┌──

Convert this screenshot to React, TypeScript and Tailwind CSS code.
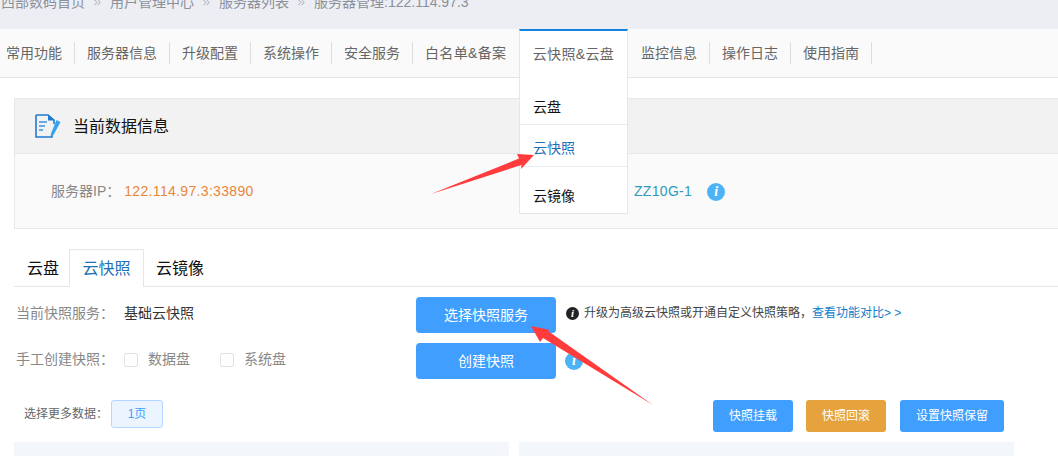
import React from 'react';
import { ChevronsRight } from 'lucide-react';

const font = "font-['Liberation_Sans','Noto_Sans_CJK_SC',sans-serif]";

const navItems = ['服务器信息', '升级配置', '系统操作', '安全服务'];
const navAfter = ['监控信息', '操作日志', '使用指南'];
const crumbs = ['用户管理中心', '服务器列表', '服务器管理:122.114.97.3'];

const InfoDot = ({ className }: { className: string }) => (
  <span className={`flex items-center justify-center rounded-full font-['Liberation_Serif',serif] font-bold italic leading-none ${className}`}>i</span>
);

const DocIcon = () => (
  <svg width="26" height="24" viewBox="0 0 26 24" fill="none">
    <path d="M1 1H13L19 6V10M17 21V23H1V1" stroke="#1f7ad0" strokeWidth="1.6" />
    <path d="M13 0.5L19.5 6.5H13Z" fill="#1f7ad0" />
    <path d="M4 8H12M4 12H10M4 16H8" stroke="#3f93dd" strokeWidth="1.6" />
    <path d="M21.5 6L25.5 8L18.5 21L15.5 23L16 19.5Z" fill="#35a3ee" />
  </svg>
);

const Checkbox = () => <span className="w-[14px] h-[14px] border border-[#dcdfe6] rounded-[2px] bg-white" />;

export default function App() {
  return (
    <div className={`relative w-[1058px] h-[456px] overflow-hidden bg-white text-[14px] ${font}`}>
      {/* breadcrumb, cut off by the top of the window */}
      <div className="h-[29px] bg-[#eceef4] overflow-hidden">
        <div className="flex items-center -mt-[8px] pl-[1px] h-[21px] text-[#8b9099]">
          <span>西部数码首页</span>
          {crumbs.map(c => (
            <React.Fragment key={c}>
              <ChevronsRight size={11} className="mx-[7px] text-[#9aa0aa]" />
              <span>{c}</span>
            </React.Fragment>
          ))}
        </div>
      </div>

      {/* nav */}
      <div className="flex h-[49px] bg-[#fafafa] border-b border-[#e6e6e6] text-[#666]">
        <div className="self-center h-[22px] leading-[22px] pl-[6px] pr-3 border-r border-[#ddd]">常用功能</div>
        {navItems.map(n => (
          <div key={n} className="self-center h-[22px] leading-[22px] px-3 border-r border-[#ddd]">{n}</div>
        ))}
        <div className="self-center h-[22px] leading-[22px] pl-3 w-[106px] tracking-[0.35px]">白名单&amp;备案</div>
        <div className="w-[109px] h-[49px] bg-white border-x border-[#e6e6e6] border-t-2 border-t-[#1581e0] flex items-center justify-center tracking-[0.35px]">云快照&amp;云盘</div>
        <div className="flex self-center ml-[1px]">
          {navAfter.map(n => (
            <div key={n} className="h-[22px] leading-[22px] px-3 border-r border-[#ddd]">{n}</div>
          ))}
        </div>
      </div>

      {/* current data panel */}
      <div className="ml-[14px] mt-[20px] border border-[#e8e8e8] border-r-0 bg-[#fafafa] h-[131px]">
        <div className="h-[55px] bg-[#f2f2f2] border-b border-[#e8e8e8] flex items-center pl-[20px] gap-[12px] text-[16px] text-[#111]">
          <DocIcon />
          <span className="pt-[2px]">当前数据信息</span>
        </div>
        <div className="h-[75px] flex items-center pl-[36px]">
          <div className="w-[583px] text-[#888]">
            服务器IP：<span className="ml-[4px] tracking-[0.33px] text-[#e8873a]">122.114.97.3:33890</span>
          </div>
          <span className="tracking-[0.3px] text-[#2f9bbd]">ZZ10G-1</span>
          <InfoDot className="ml-[15px] w-[18px] h-[18px] bg-[#4db3f7] text-white text-[14px]" />
        </div>
      </div>

      {/* tabs */}
      <div className="ml-[14px] mt-[20px] h-[38px] flex border-b border-[#e6e6e6] text-[16px] text-[#111]">
        <div className="w-[55px] pl-[13px] pt-[1px] leading-[38px]">云盘</div>
        <div className="w-[75px] h-[38px] bg-white border border-b-0 border-[#e6e6e6] text-center pt-[1px] leading-[36px] text-[#1f6fb5]">云快照</div>
        <div className="pl-[12px] pt-[1px] leading-[38px]">云镜像</div>
      </div>

      {/* snapshot rows */}
      <div className="pl-[16px] pt-[10px] text-[#888]">
        <div className="flex items-center h-[36px]">
          <span className="w-[108px] mb-[4px]">当前快照服务：</span>
          <span className="w-[292px] mb-[4px] text-[#333]">基础云快照</span>
          <button className="w-[140px] h-[36px] rounded-[4px] bg-[#409eff] text-white">选择快照服务</button>
          <InfoDot className="ml-[10px] mb-[4px] w-[13px] h-[13px] bg-[#222] text-white text-[11px]" />
          <span className="ml-[5px] mb-[4px] text-[12px] text-[#444]">升级为高级云快照或开通自定义快照策略，</span>
          <span className="mb-[4px] text-[12px] text-[#0f7bc9]">查看功能对比&gt; &gt;</span>
        </div>
        <div className="flex items-center h-[36px] mt-[10px]">
          <span className="w-[108px] mb-[4px]">手工创建快照：</span>
          <span className="w-[292px] mb-[3px] flex items-center">
            <Checkbox />
            <span className="ml-[10px] mr-[30px]">数据盘</span>
            <Checkbox />
            <span className="ml-[10px]">系统盘</span>
          </span>
          <button className="w-[140px] h-[36px] rounded-[4px] bg-[#409eff] text-white">创建快照</button>
          <InfoDot className="ml-[9px] w-[18px] h-[18px] bg-[#4db3f7] text-white text-[14px]" />
        </div>
      </div>

      {/* toolbar */}
      <div className="flex items-start h-[32px] mt-[21px] pl-[24px] text-[12px]">
        <span className="w-[87px] h-[28px] leading-[28px] text-[#666]">选择更多数据：</span>
        <span className="w-[52px] h-[28px] leading-[26px] text-center border border-[#b3d8ff] bg-[#ecf5ff] rounded-[3px] text-[#409eff]">1页</span>
        <button className="ml-[550px] w-[80px] h-[32px] rounded-[3px] bg-[#409eff] text-white">快照挂载</button>
        <button className="ml-[13px] w-[80px] h-[32px] rounded-[3px] bg-[#e6a23c] text-white">快照回滚</button>
        <button className="ml-[14px] w-[104px] h-[32px] rounded-[3px] bg-[#409eff] text-white">设置快照保留</button>
      </div>

      {/* table headers, cut off */}
      <div className="flex gap-[10px] ml-[14px] mt-[10px]">
        <div className="w-[495px] h-[14px] bg-[#f3f6fb]" />
        <div className="w-[495px] h-[14px] bg-[#f3f6fb]" />
      </div>

      {/* dropdown over the panel */}
      <div className="absolute left-[519px] top-[77px] w-[109px] h-[137px] bg-white border border-[#e6e6e6] border-t-0 text-[#111]">
        <div className="h-[48px] pl-[13px] pt-[19px] leading-[22px] border-b border-[#ebebeb]">云盘</div>
        <div className="h-[42px] pl-[13px] pt-[12px] leading-[22px] border-b border-[#ebebeb] text-[#1f6fb5]">云快照</div>
        <div className="pl-[13px] pt-[18px] leading-[22px]">云镜像</div>
      </div>

      {/* red annotation arrows */}
      <svg className="absolute left-0 top-0 pointer-events-none" width="1058" height="456" fill="#ff3b3b">
        <polygon points="431,194 519,158.5 517,154 534,155 521,169 521.5,165" />
        <polygon points="653,405 543,338 540,342 531,326 550,330 548,331" />
      </svg>
    </div>
  );
}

└──

Repeat verbatim all the material, but not the pictures.

Convert this screenshot to React, TypeScript and Tailwind CSS code.
import React from 'react';
import { ChevronsRight } from 'lucide-react';

const font = "font-['Liberation_Sans','Noto_Sans_CJK_SC',sans-serif]";

const navItems = ['服务器信息', '升级配置', '系统操作', '安全服务'];
const navAfter = ['监控信息', '操作日志', '使用指南'];
const crumbs = ['用户管理中心', '服务器列表', '服务器管理:122.114.97.3'];

const InfoDot = ({ className }: { className: string }) => (
  <span className={`flex items-center justify-center rounded-full font-['Liberation_Serif',serif] font-bold italic leading-none ${className}`}>i</span>
);

const DocIcon = () => (
  <svg width="26" height="24" viewBox="0 0 26 24" fill="none">
    <path d="M1 1H13L19 6V10M17 21V23H1V1" stroke="#1f7ad0" strokeWidth="1.6" />
    <path d="M13 0.5L19.5 6.5H13Z" fill="#1f7ad0" />
    <path d="M4 8H12M4 12H10M4 16H8" stroke="#3f93dd" strokeWidth="1.6" />
    <path d="M21.5 6L25.5 8L18.5 21L15.5 23L16 19.5Z" fill="#35a3ee" />
  </svg>
);

const Checkbox = () => <span className="w-[14px] h-[14px] border border-[#dcdfe6] rounded-[2px] bg-white" />;

export default function App() {
  return (
    <div className={`relative w-[1058px] h-[456px] overflow-hidden bg-white text-[14px] ${font}`}>
      {/* breadcrumb, cut off by the top of the window */}
      <div className="h-[29px] bg-[#eceef4] overflow-hidden">
        <div className="flex items-center -mt-[8px] pl-[1px] h-[21px] text-[#8b9099]">
          <span>西部数码首页</span>
          {crumbs.map(c => (
            <React.Fragment key={c}>
              <ChevronsRight size={11} className="mx-[7px] text-[#9aa0aa]" />
              <span>{c}</span>
            </React.Fragment>
          ))}
        </div>
      </div>

      {/* nav */}
      <div className="flex h-[49px] bg-[#fafafa] border-b border-[#e6e6e6] text-[#666]">
        <div className="self-center h-[22px] leading-[22px] pl-[6px] pr-3 border-r border-[#ddd]">常用功能</div>
        {navItems.map(n => (
          <div key={n} className="self-center h-[22px] leading-[22px] px-3 border-r border-[#ddd]">{n}</div>
        ))}
        <div className="self-center h-[22px] leading-[22px] pl-3 w-[106px] tracking-[0.35px]">白名单&amp;备案</div>
        <div className="w-[109px] h-[49px] bg-white border-x border-[#e6e6e6] border-t-2 border-t-[#1581e0] flex items-center justify-center tracking-[0.35px]">云快照&amp;云盘</div>
        <div className="flex self-center ml-[1px]">
          {navAfter.map(n => (
            <div key={n} className="h-[22px] leading-[22px] px-3 border-r border-[#ddd]">{n}</div>
          ))}
        </div>
      </div>

      {/* current data panel */}
      <div className="ml-[14px] mt-[20px] border border-[#e8e8e8] border-r-0 bg-[#fafafa] h-[131px]">
        <div className="h-[55px] bg-[#f2f2f2] border-b border-[#e8e8e8] flex items-center pl-[20px] gap-[12px] text-[16px] text-[#111]">
          <DocIcon />
          <span className="pt-[2px]">当前数据信息</span>
        </div>
        <div className="h-[75px] flex items-center pl-[36px]">
          <div className="w-[583px] text-[#888]">
            服务器IP：<span className="ml-[4px] tracking-[0.33px] text-[#e8873a]">122.114.97.3:33890</span>
          </div>
          <span className="tracking-[0.3px] text-[#2f9bbd]">ZZ10G-1</span>
          <InfoDot className="ml-[15px] w-[18px] h-[18px] bg-[#4db3f7] text-white text-[14px]" />
        </div>
      </div>

      {/* tabs */}
      <div className="ml-[14px] mt-[20px] h-[38px] flex border-b border-[#e6e6e6] text-[16px] text-[#111]">
        <div className="w-[55px] pl-[13px] pt-[1px] leading-[38px]">云盘</div>
        <div className="w-[75px] h-[38px] bg-white border border-b-0 border-[#e6e6e6] text-center pt-[1px] leading-[36px] text-[#1f6fb5]">云快照</div>
        <div className="pl-[12px] pt-[1px] leading-[38px]">云镜像</div>
      </div>

      {/* snapshot rows */}
      <div className="pl-[16px] pt-[10px] text-[#888]">
        <div className="flex items-center h-[36px]">
          <span className="w-[108px] mb-[4px]">当前快照服务：</span>
          <span className="w-[292px] mb-[4px] text-[#333]">基础云快照</span>
          <button className="w-[140px] h-[36px] rounded-[4px] bg-[#409eff] text-white">选择快照服务</button>
          <InfoDot className="ml-[10px] mb-[4px] w-[13px] h-[13px] bg-[#222] text-white text-[11px]" />
          <span className="ml-[5px] mb-[4px] text-[12px] text-[#444]">升级为高级云快照或开通自定义快照策略，</span>
          <span className="mb-[4px] text-[12px] text-[#0f7bc9]">查看功能对比&gt; &gt;</span>
        </div>
        <div className="flex items-center h-[36px] mt-[10px]">
          <span className="w-[108px] mb-[4px]">手工创建快照：</span>
          <span className="w-[292px] mb-[3px] flex items-center">
            <Checkbox />
            <span className="ml-[10px] mr-[30px]">数据盘</span>
            <Checkbox />
            <span className="ml-[10px]">系统盘</span>
          </span>
          <button className="w-[140px] h-[36px] rounded-[4px] bg-[#409eff] text-white">创建快照</button>
          <InfoDot className="ml-[9px] w-[18px] h-[18px] bg-[#4db3f7] text-white text-[14px]" />
        </div>
      </div>

      {/* toolbar */}
      <div className="flex items-start h-[32px] mt-[21px] pl-[24px] text-[12px]">
        <span className="w-[87px] h-[28px] leading-[28px] text-[#666]">选择更多数据：</span>
        <span className="w-[52px] h-[28px] leading-[26px] text-center border border-[#b3d8ff] bg-[#ecf5ff] rounded-[3px] text-[#409eff]">1页</span>
        <button className="ml-[550px] w-[80px] h-[32px] rounded-[3px] bg-[#409eff] text-white">快照挂载</button>
        <button className="ml-[13px] w-[80px] h-[32px] rounded-[3px] bg-[#e6a23c] text-white">快照回滚</button>
        <button className="ml-[14px] w-[104px] h-[32px] rounded-[3px] bg-[#409eff] text-white">设置快照保留</button>
      </div>

      {/* table headers, cut off */}
      <div className="flex gap-[10px] ml-[14px] mt-[10px]">
        <div className="w-[495px] h-[14px] bg-[#f3f6fb]" />
        <div className="w-[495px] h-[14px] bg-[#f3f6fb]" />
      </div>

      {/* dropdown over the panel */}
      <div className="absolute left-[519px] top-[77px] w-[109px] h-[137px] bg-white border border-[#e6e6e6] border-t-0 text-[#111]">
        <div className="h-[48px] pl-[13px] pt-[19px] leading-[22px] border-b border-[#ebebeb]">云盘</div>
        <div className="h-[42px] pl-[13px] pt-[12px] leading-[22px] border-b border-[#ebebeb] text-[#1f6fb5]">云快照</div>
        <div className="pl-[13px] pt-[18px] leading-[22px]">云镜像</div>
      </div>

      {/* red annotation arrows */}
      <svg className="absolute left-0 top-0 pointer-events-none" width="1058" height="456" fill="#ff3b3b">
        <polygon points="431,194 519,158.5 517,154 534,155 521,169 521.5,165" />
        <polygon points="653,405 543,338 540,342 531,326 550,330 548,331" />
      </svg>
    </div>
  );
}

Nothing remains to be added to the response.